For each line that holds "this", copy the line out.

→ Data records
-=-=-=-=-
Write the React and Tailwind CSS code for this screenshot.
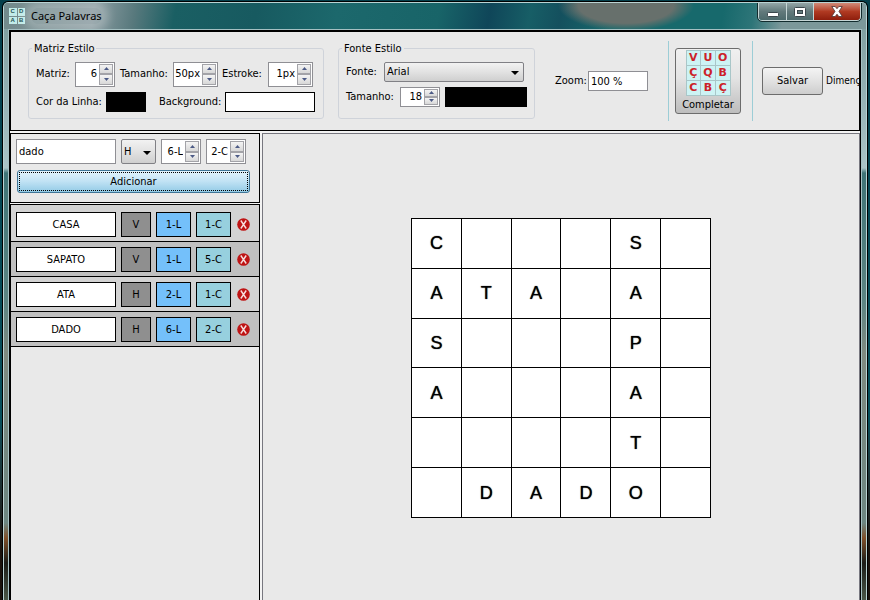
-=-=-=-=-
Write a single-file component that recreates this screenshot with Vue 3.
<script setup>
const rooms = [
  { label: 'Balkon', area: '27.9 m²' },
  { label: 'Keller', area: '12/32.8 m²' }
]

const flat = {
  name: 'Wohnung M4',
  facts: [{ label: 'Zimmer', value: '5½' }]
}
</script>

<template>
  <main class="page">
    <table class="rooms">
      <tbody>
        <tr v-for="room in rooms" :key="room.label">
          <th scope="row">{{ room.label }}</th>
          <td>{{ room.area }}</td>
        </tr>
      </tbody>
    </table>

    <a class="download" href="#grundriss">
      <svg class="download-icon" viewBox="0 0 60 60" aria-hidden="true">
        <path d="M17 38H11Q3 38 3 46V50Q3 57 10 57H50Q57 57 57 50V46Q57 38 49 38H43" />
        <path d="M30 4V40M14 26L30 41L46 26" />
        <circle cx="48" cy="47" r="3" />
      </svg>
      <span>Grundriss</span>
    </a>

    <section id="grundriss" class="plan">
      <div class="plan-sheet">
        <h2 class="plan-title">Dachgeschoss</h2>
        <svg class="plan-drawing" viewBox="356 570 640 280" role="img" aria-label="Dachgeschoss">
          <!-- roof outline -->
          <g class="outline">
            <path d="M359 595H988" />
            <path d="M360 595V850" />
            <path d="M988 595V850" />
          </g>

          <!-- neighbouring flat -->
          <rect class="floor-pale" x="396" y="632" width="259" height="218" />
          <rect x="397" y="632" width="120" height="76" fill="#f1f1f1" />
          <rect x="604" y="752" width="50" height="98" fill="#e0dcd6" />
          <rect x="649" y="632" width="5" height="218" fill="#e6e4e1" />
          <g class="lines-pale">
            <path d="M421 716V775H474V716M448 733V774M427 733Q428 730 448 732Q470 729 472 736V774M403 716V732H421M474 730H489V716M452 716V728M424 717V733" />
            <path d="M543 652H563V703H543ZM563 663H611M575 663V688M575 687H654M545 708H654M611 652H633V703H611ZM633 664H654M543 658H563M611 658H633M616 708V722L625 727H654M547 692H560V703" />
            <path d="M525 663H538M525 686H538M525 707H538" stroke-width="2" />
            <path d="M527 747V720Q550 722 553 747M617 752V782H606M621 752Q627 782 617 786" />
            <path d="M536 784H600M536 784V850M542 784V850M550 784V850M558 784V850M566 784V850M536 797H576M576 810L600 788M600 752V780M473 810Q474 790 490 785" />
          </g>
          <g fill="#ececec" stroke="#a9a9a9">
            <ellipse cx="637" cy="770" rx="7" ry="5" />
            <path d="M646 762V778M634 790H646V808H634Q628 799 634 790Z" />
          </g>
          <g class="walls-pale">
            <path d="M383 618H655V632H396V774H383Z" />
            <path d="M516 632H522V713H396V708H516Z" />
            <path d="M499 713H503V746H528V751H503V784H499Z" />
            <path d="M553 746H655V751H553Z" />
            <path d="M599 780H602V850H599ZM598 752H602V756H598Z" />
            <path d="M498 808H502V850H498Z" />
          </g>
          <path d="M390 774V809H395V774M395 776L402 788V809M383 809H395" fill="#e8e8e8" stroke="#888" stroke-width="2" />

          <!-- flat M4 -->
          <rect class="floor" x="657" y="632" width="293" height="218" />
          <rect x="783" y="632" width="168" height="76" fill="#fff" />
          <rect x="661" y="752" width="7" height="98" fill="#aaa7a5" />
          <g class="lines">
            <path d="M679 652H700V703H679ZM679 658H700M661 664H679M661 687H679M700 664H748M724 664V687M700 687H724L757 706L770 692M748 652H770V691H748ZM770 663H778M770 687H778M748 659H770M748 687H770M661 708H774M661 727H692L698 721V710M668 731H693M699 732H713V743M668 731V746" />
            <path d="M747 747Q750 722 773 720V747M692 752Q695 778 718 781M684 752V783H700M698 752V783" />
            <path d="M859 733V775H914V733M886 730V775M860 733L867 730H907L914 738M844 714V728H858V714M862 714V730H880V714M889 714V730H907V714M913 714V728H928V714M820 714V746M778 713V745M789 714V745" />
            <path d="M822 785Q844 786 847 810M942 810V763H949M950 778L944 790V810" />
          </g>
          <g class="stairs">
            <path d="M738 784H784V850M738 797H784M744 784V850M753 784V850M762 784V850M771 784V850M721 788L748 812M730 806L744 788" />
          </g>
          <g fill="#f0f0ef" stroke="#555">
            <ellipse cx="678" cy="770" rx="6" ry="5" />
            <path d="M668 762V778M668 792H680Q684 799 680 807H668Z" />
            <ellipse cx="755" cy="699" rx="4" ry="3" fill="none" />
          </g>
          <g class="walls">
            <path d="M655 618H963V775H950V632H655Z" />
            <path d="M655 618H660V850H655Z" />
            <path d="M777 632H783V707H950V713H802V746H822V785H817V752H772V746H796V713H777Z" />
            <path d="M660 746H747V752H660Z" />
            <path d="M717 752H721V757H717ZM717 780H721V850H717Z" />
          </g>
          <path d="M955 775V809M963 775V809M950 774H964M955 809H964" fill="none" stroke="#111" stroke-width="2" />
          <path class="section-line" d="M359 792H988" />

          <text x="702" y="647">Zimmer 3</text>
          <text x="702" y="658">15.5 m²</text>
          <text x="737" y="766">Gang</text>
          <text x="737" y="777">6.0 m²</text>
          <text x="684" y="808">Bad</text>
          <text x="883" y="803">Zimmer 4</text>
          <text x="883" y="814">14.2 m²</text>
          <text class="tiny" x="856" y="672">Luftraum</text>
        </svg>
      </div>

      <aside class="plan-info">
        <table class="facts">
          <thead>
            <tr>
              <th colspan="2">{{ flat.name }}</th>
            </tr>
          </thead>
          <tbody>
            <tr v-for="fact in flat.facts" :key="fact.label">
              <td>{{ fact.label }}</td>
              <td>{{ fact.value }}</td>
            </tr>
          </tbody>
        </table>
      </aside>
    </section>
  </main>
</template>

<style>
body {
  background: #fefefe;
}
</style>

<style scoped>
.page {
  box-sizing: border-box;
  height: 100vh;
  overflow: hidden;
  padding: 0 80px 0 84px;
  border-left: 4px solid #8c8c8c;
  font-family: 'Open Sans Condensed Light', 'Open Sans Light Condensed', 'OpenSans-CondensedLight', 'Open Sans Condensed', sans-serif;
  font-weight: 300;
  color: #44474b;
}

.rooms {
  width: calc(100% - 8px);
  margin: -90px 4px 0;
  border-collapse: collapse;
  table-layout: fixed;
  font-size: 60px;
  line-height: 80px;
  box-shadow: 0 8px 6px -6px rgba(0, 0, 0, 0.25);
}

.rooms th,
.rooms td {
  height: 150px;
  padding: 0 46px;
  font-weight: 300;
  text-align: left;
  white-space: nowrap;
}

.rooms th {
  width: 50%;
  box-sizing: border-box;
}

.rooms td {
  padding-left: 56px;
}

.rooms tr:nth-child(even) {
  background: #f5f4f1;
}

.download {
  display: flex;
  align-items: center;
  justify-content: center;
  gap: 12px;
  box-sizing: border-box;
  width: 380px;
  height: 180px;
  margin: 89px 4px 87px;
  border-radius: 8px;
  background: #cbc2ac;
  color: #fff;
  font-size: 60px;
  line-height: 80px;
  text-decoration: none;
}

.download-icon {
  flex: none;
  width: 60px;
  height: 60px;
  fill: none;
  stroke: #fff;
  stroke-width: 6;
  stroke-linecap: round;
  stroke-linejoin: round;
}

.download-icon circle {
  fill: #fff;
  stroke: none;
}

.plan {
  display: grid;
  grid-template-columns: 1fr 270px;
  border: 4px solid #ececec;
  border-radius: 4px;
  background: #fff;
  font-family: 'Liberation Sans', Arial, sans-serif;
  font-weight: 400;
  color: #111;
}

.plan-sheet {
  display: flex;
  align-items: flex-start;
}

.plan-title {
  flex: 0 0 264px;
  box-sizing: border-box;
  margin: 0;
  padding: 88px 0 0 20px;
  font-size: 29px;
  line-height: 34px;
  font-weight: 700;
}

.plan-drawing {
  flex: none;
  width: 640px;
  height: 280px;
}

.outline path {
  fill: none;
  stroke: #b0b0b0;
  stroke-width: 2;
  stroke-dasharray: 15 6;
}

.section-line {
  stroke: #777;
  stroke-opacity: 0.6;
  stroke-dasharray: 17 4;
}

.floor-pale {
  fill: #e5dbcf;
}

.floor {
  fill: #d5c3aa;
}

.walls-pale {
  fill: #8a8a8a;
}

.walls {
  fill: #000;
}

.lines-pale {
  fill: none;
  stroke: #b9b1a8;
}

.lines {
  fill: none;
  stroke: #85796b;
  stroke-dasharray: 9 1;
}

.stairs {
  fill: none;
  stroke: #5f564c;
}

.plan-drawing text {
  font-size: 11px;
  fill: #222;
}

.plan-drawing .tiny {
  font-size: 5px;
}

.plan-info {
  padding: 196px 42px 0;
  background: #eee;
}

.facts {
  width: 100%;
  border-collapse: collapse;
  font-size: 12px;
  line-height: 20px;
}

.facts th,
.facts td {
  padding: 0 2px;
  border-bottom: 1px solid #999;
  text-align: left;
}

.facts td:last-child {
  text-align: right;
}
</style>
-=-=-=-=-
→ Reply to the task
Write the React and Tailwind CSS code for this screenshot.
Write a single-file component that recreates this screenshot with Vue 3.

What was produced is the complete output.